The funny thing about Formula 1’s 2026 rule reset is how quickly it’s stopped being a future problem. We’re only a handful of races into the new era and the paddock’s already splitting into familiar camps: those trying to steer the conversation toward “it’ll settle down” and those insisting the sport can’t afford to wait.
Max Verstappen sits firmly in the second group — and, typically, he’s been there for a while. Comments he made back in the summer of 2023 have resurfaced this week, with the Red Bull driver warning that his dissatisfaction with the direction of the 2026 regulations could be enough to push him away from F1 altogether. At the time, it read like a champion railing against change; in 2026, it looks more like a driver who clocked the coming friction early and didn’t bother softening the message.
What makes the Verstappen angle worth revisiting isn’t the usual “will he, won’t he” career theatre. It’s that his criticism now lands in a paddock climate that’s increasingly sensitive to unintended consequences — and not just in lap time or racing quality, but in the margins of safety teams and drivers are prepared to tolerate.

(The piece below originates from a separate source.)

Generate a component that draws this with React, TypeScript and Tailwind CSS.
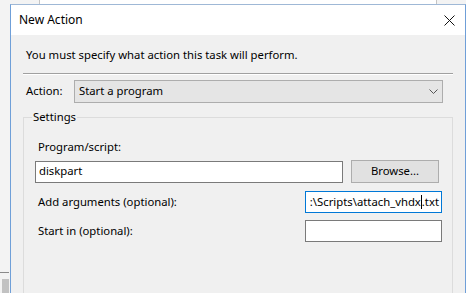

Oscar Piastri has become an unexpectedly central voice in that part of the debate after a “pretty close call” at Suzuka. The McLaren driver was handed an official FIA warning for impeding Nico Hülkenberg’s Audi on the approach to 130R during FP3. Piastri admitted it was tighter than he’d like, and his response has fed into wider calls for an urgent tweak to elements of the 2026 framework on safety grounds.
Those calls were already swelling in the wake of Oliver Bearman’s accident at the Japanese Grand Prix. Piastri’s point — and it’s one that carries weight because it’s rooted in a concrete, high-speed moment rather than abstract theory — is that this isn’t the kind of issue that can be “managed” into irrelevance by coaching, radio reminders and a stern word from race control. When top drivers are describing incidents in terms of near-misses, the sport tends to move fast, because it knows the alternative is waiting to learn the hard way.
It also underlines how the 2026 conversation is no longer confined to engineers and team principals. Drivers are now dealing with the by-products on track, in real time, and they’re starting to talk like they expect adjustments — not in 2027, not after a season’s worth of data, but now. That’s a pressure point for the FIA and FOM, because the whole point of drawing a thick regulatory line is to let the grid adapt within it. The moment the rulebook starts looking negotiable, the lobbying intensifies and the politics get messy.
Verstappen, of course, is never far from messy politics — partly because he’s blunt, partly because he can afford to be. He’s a four-time world champion and Red Bull’s reference point in almost every discussion that matters. When he says he doesn’t like a direction, it doesn’t sound like noise; it sounds like leverage.
Yet there’s a neat contrast in the other Verstappen story doing the rounds: he’s already ruled out rallying after F1. Jos Verstappen’s 2025 Belgian Rally Championship title gave that idea a convenient hook, but Max’s reasoning was simple — the risk is too high. It’s an interesting window into how he weighs danger and reward. He’s not an adrenaline tourist. He’s calculated, even when he’s sounding off.
That mindset is relevant to the 2026 safety chatter, too. Drivers will always accept that F1 is inherently dangerous, but they’re far less forgiving when they feel risk is being added without a competitive upside. An “urgent tweak” is often code for “this feels avoidable.”
Elsewhere, Jacques Villeneuve has been offering his own bit of retrospective texture, suggesting his status as the son of Gilles Villeneuve may have added an extra edge to his rivalry with Michael Schumacher in the late 1990s. Villeneuve, never one to undersell a storyline, framed it as something that may have sharpened the dynamic — even if he insists he was never intimidated by Schumacher.
It’s a reminder that F1’s present is always arguing with its past. Rivalries, rule changes, reputations: everything gets dragged into the current moment sooner or later, then repurposed as evidence in whatever debate is raging this week. Verstappen’s 2023 warnings are back because 2026 has arrived with enough rough edges to make them feel newly relevant. Piastri’s warning at 130R matters because it’s the kind of corner that strips away comfort and exposes consequences.
And that’s where the sport finds itself now: early enough in the 2026 cycle that fixes can be made without admitting failure, but late enough that ignoring the alarm bells would look like arrogance. The next move — from the FIA, from teams, from the drivers pushing hardest — will tell us whether this new era is going to be shaped by swift, targeted correction, or by the slow grind of everyone insisting their problem is the one that really matters.